**Exercise details:** Search the listing below for the string "styles" and copy every line where it occurs.

**Recorded information:**
□ □ □ □ □

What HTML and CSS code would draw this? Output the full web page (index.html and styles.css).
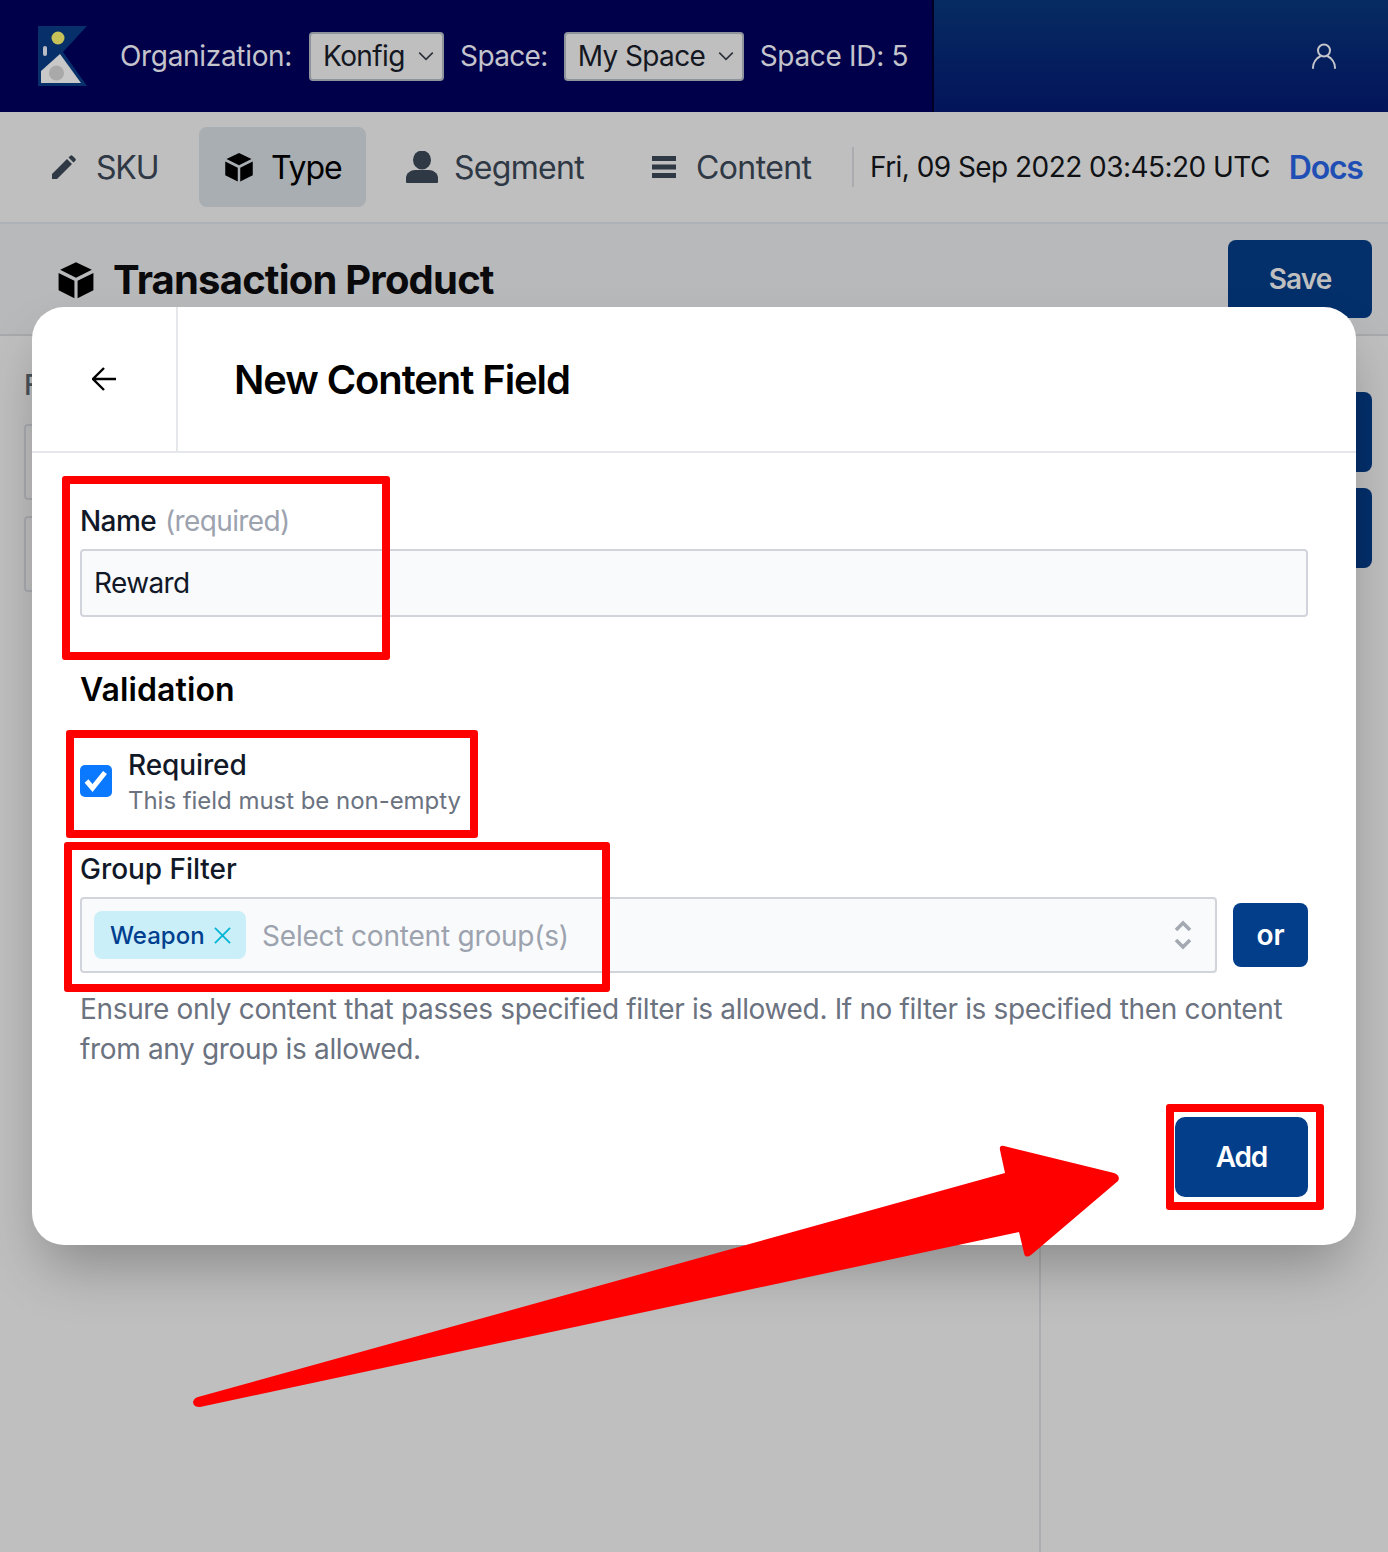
FILE: index.html
```html
<!DOCTYPE html>
<html lang="en">
<head>
<meta charset="utf-8">
<title>New Content Field</title>
<link rel="stylesheet" href="styles.css">
</head>
<body>
<div class="page">
  <header class="topbar">
    <div class="topbar-left">
      <svg class="logo" viewBox="0 0 50 60" aria-hidden="true">
        <polygon points="0,0 49,0 25,26 49,60 0,60" fill="#07306b"/>
        <circle cx="20" cy="12" r="6.5" fill="#c6c158"/>
        <rect x="5" y="20" width="4" height="10" rx="2" fill="#b9bcc4"/>
        <polygon points="22,28 43,57 3,57 3,45" fill="#c8c8c8"/>
        <circle cx="18.500" cy="47" r="7.500" fill="#a9a9a9"/>
      </svg>
      <span class="top-label org-label">Organization:</span>
      <div class="top-select org-select"><span>Konfig</span><svg class="caret" viewBox="0 0 16 16"><path d="M2 5l6 6 6-6"/></svg></div>
      <span class="top-label space-label">Space:</span>
      <div class="top-select space-select"><span>My Space</span><svg class="caret" viewBox="0 0 16 16"><path d="M2 5l6 6 6-6"/></svg></div>
      <span class="top-label">Space ID: 5</span>
    </div>
    <div class="topbar-right">
      <svg class="user-icon" viewBox="0 0 24 26"><circle cx="12" cy="7.500" r="6"/><path d="M1 25c0-6 4-10 7-11.500M23 25c0-6-4-10-7-11.500"/></svg>
    </div>
  </header>

  <nav class="nav">
    <a class="nav-item nav-sku">
      <svg class="nav-icon" viewBox="0 0 24 24"><path d="M0 24v-5L15 4l5 5L5 24zM16.500 2.500l1.800-1.800a1.500 1.500 0 0 1 2.100 0l2.900 2.900a1.500 1.500 0 0 1 0 2.100L21.500 7.500z"/></svg>
      <span>SKU</span>
    </a>
    <a class="nav-item nav-active">
      <svg class="nav-icon cube" viewBox="0 0 24 24"><path d="M12 .8l10 4.700-10 5-10-5zM1 7.500l10 5V23.500L1 18.500zM23 7.500l-10 5V23.500l10-5z"/></svg>
      <span>Type</span>
    </a>
    <a class="nav-item nav-segment">
      <svg class="nav-icon person" viewBox="0 0 32 32"><ellipse cx="16" cy="9" rx="9" ry="9.500"/><path d="M0 31v-4c0-5 5-8 9-8h14c4 0 9 3 9 8v4a1 1 0 0 1-1 1H1a1 1 0 0 1-1-1z"/></svg>
      <span>Segment</span>
    </a>
    <a class="nav-item nav-content">
      <svg class="nav-icon bars" viewBox="0 0 24 22"><path d="M0 0h24v5H0zM0 8.500h24v5H0zM0 17h24v5H0z"/></svg>
      <span>Content</span>
    </a>
    <span class="nav-divider"></span>
    <span class="nav-date">Fri, 09 Sep 2022 03:45:20 UTC</span>
    <a class="nav-docs">Docs</a>
  </nav>

  <section class="titlebar">
    <svg class="title-icon" viewBox="0 0 24 24"><path d="M12 .8l10 4.700-10 5-10-5zM1 7.500l10 5V23.500L1 18.500zM23 7.500l-10 5V23.500l10-5z"/></svg>
    <h1 class="page-title">Transaction Product</h1>
    <button class="btn-save">Save</button>
  </section>

  <main class="content">
    <div class="pane-left">
      <div class="pane-label">Fields</div>
      <div class="ghost-row"></div>
      <div class="ghost-row"></div>
    </div>
    <div class="pane-right">
      <div class="ghost-btn"></div>
      <div class="ghost-btn"></div>
    </div>
  </main>

  <div class="modal">
    <div class="modal-head">
      <div class="modal-back">
        <svg class="back-icon" viewBox="0 0 24 24"><path d="M12 1L1 12l11 11M1 12h23"/></svg>
      </div>
      <h2 class="modal-title">New Content Field</h2>
    </div>
    <div class="modal-body">
      <label class="field-label name-label">Name <span class="muted">(required)</span></label>
      <div class="input">Reward</div>

      <h3 class="section-title">Validation</h3>

      <div class="check-row">
        <span class="checkbox"><svg viewBox="0 0 32 32"><path d="M6.500 16l6 7L25 7.500"/></svg></span>
        <div>
          <div class="check-title">Required</div>
          <div class="check-desc">This field must be non-empty</div>
        </div>
      </div>

      <label class="field-label group-label">Group Filter</label>
      <div class="select-row">
        <div class="multiselect">
          <span class="tag">Weapon<svg class="tag-x" viewBox="0 0 18 18"><path d="M1 1l16 16M17 1L1 17"/></svg></span>
          <span class="placeholder">Select content group(s)</span>
          <svg class="updown" viewBox="0 0 18 32"><path d="M2 11l7-7 7 7M2 21l7 7 7-7"/></svg>
        </div>
        <button class="btn-or">or</button>
      </div>
      <p class="help">Ensure only content that passes specified filter is allowed. If no filter is specified then content from any group is allowed.</p>
      <div class="modal-actions">
        <button class="btn-add">Add</button>
      </div>
    </div>
  </div>

  <div class="mark mark-name"></div>
  <div class="mark mark-required"></div>
  <div class="mark mark-group"></div>
  <div class="mark mark-add"></div>
  <svg class="arrow" viewBox="0 0 1388 1552" aria-hidden="true">
    <path d="M198 1397L1005 1173L1000 1150Q999 1145 1004 1146L1114 1173Q1121 1176 1118 1181L1031 1255Q1025 1259 1024 1253L1019 1232L200 1407Q193 1407 193 1402Q194 1398 198 1397Z"/>
  </svg>
</div>
</body>
</html>
```
FILE: styles.css
```css
* { box-sizing: border-box; }
html, body { margin: 0; padding: 0; }
body { font-family: Inter, "Liberation Sans", sans-serif; background: #bfbfbf; color: #000; }
.page { position: relative; width: 1388px; height: 1552px; overflow: hidden; display: flex; flex-direction: column; background: #bfbfbf; }

.topbar { display: flex; height: 112px; flex: none; background: #00004a; }
.topbar-left { width: 934px; display: flex; align-items: center; padding-left: 38px; border-right: 2px solid #000024; flex: none; }
.logo { width: 50px; height: 60px; margin-right: 32px; margin-top: -1px; flex: none; }
.top-label { font-size: 28px; letter-spacing: -0.32px; color: #c4c4cc; white-space: nowrap; }
.space-label { letter-spacing: -0.65px; }
.top-select { display: flex; align-items: center; justify-content: space-between; height: 49px; margin: 0 16px; padding: 0 7px 0 12px; background: #bfbfbf; border: 2px solid #8f949c; border-radius: 4px; color: #14171f; font-size: 28px; letter-spacing: -0.6px; }
.org-select { width: 135px; margin-left: 17px; }
.space-select { width: 180px; }
.caret { width: 18px; height: 18px; fill: none; stroke: #2b2f38; stroke-width: 1.400; }
.topbar-right { flex: 1; display: flex; align-items: center; justify-content: flex-end; padding-right: 52px; background: linear-gradient(180deg, #062b62 0%, #03145a 100%); }
.user-icon { width: 24px; height: 26px; fill: none; stroke: #c4c6cc; stroke-width: 2; stroke-linecap: round; }

.nav { display: flex; align-items: center; height: 112px; flex: none; padding-left: 16px; border-bottom: 2px solid #aeb1b5; }
.nav-item { display: flex; align-items: center; height: 80px; font-size: 32px; letter-spacing: -0.6px; color: #2f3845; }
.nav-sku { width: 183px; padding-left: 36px; gap: 20px; letter-spacing: -1.2px; }
.nav-active { width: 167px; padding-left: 25px; gap: 17px; background: #a9aeb2; border-radius: 8px; color: #000; letter-spacing: -1.1px; }
.nav-segment { width: 240px; padding-left: 40px; gap: 16px; letter-spacing: -0.7px; }
.nav-content { width: 246px; padding-left: 46px; gap: 20px; }
.nav-icon { width: 24px; height: 24px; fill: #2f3845; flex: none; }
.cube { width: 30px; height: 30px; fill: #000; }
.person { width: 32px; height: 32px; }
.bars { width: 24px; height: 22px; }
.nav-divider { width: 2px; height: 40px; background: #a9abae; flex: none; }
.nav-date { font-size: 28px; letter-spacing: -0.55px; color: #0f1115; margin-left: 16px; white-space: nowrap; }
.nav-docs { font-size: 32px; font-weight: 600; letter-spacing: -1.25px; color: #1f4fb5; margin-left: 19px; }

.titlebar { display: flex; align-items: center; height: 112px; flex: none; padding: 0 16px 0 57px; background: #b8b9bb; border-bottom: 2px solid #a8a9ac; }
.title-icon { width: 38px; height: 38px; fill: #000; flex: none; margin-right: 18px; margin-top: 2px; }
.page-title { margin: 2px 0 0; font-size: 40px; line-height: 48px; font-weight: 700; letter-spacing: -0.8px; color: #0a0a0c; white-space: nowrap; flex: 1; }
.btn-save { width: 144px; height: 78px; border: 0; border-radius: 8px; background: #032f6b; color: #bfbfbf; font: 600 28px Inter, sans-serif; letter-spacing: -0.9px; }

.content { flex: 1; display: flex; }
.pane-left { width: 1039px; padding: 32px 24px 0; flex: none; }
.pane-label { font-size: 28px; line-height: 34px; font-weight: 500; color: #4a5058; margin-bottom: 22px; }
.ghost-row { height: 76px; border: 2px solid #a9abb0; border-radius: 4px; margin-bottom: 16px; }
.pane-right { flex: 1; padding: 56px 16px 0; border-left: 2px solid #abadb0; }
.ghost-btn { height: 80px; background: #032f6b; border-radius: 8px; margin-bottom: 16px; }

.modal { position: absolute; left: 32px; top: 307px; width: 1324px; height: 938px; background: #fff; border-radius: 32px; box-shadow: 0 30px 56px -10px rgba(0, 0, 0, 0.28); }
.modal-head { display: flex; height: 146px; border-bottom: 2px solid #e5e7eb; }
.modal-back { width: 146px; display: flex; align-items: center; justify-content: center; border-right: 2px solid #e5e7eb; }
.back-icon { width: 24px; height: 24px; fill: none; stroke: #000; stroke-width: 2.400; }
.modal-title { margin: 0 0 0 56px; font-size: 40px; line-height: 146px; font-weight: 600; letter-spacing: -1.1px; color: #000; }
.modal-body { padding: 48px; }
.field-label { display: block; height: 40px; font-size: 28px; line-height: 40px; font-weight: 500; letter-spacing: -0.05px; color: #111827; }
.name-label { letter-spacing: -0.6px; }
.muted { font-weight: 400; color: #9ca3af; margin-left: 2px; }
.input { height: 68px; margin-top: 8px; padding: 0 12px; display: flex; align-items: center; background: #f9fafb; border: 2px solid #d1d5db; border-radius: 4px; font-size: 28px; letter-spacing: -0.65px; color: #111827; }
.section-title { margin: 52px 0 0; height: 40px; padding-top: 1px; font-size: 32px; line-height: 40px; font-weight: 600; letter-spacing: 0.1px; color: #000; }
.check-row { display: flex; align-items: center; gap: 16px; margin-top: 36px; }
.checkbox { width: 32px; height: 32px; border-radius: 5px; background: #0a78ff; display: block; flex: none; }
.checkbox svg { display: block; width: 32px; height: 32px; fill: none; stroke: #fff; stroke-width: 5; }
.check-title { font-size: 28px; line-height: 40px; font-weight: 500; letter-spacing: -0.1px; color: #111827; }
.check-desc { font-size: 24px; line-height: 32px; letter-spacing: -0.04px; color: #6b7280; }
.group-label { margin-top: 32px; }
.select-row { display: flex; align-items: center; gap: 16px; margin-top: 8px; }
.multiselect { flex: 1; height: 76px; display: flex; align-items: center; padding: 0 23px 0 12px; background: #f9fafb; border: 2px solid #d1d5db; border-radius: 4px; }
.tag { display: flex; align-items: center; gap: 9px; width: 152px; height: 48px; padding: 1px 14px 0 16px; background: #cbeff8; border-radius: 8px; font-size: 24px; font-weight: 500; color: #003f8f; }
.tag-x { width: 17px; height: 17px; fill: none; stroke: #06b6d4; stroke-width: 2; }
.placeholder { flex: 1; margin-left: 16px; padding-top: 1px; font-size: 28px; letter-spacing: -0.2px; color: #9ca3af; }
.updown { width: 18px; height: 32px; fill: none; stroke: #a3a8b1; stroke-width: 3.500; }
.btn-or { width: 75px; height: 64px; border: 0; border-radius: 8px; background: #033e8a; color: #fff; font: 600 28px Inter, sans-serif; }
.help { margin: 16px 0 0; font-size: 28px; line-height: 40px; letter-spacing: -0.34px; color: #6b7280; }
.modal-actions { display: flex; justify-content: flex-end; margin-top: 48px; }
.btn-add { width: 133px; height: 80px; border: 0; border-radius: 10px; background: #033e8a; color: #fff; font: 600 28px Inter, sans-serif; letter-spacing: -1.2px; }

.mark { position: absolute; border: 8px solid #ff0000; border-radius: 3px; }
.mark-name { left: 62px; top: 476px; width: 328px; height: 184px; }
.mark-required { left: 66px; top: 730px; width: 412px; height: 108px; }
.mark-group { left: 64px; top: 842px; width: 546px; height: 150px; }
.mark-add { left: 1166px; top: 1104px; width: 158px; height: 106px; }
.arrow { position: absolute; left: 0; top: 0; width: 1388px; height: 1552px; fill: #ff0000; pointer-events: none; }
```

□ □ □ □ □

**Final result:**
What HTML and CSS code would draw this? Output the full web page (index.html and styles.css).
<link rel="stylesheet" href="styles.css">
FILE: styles.css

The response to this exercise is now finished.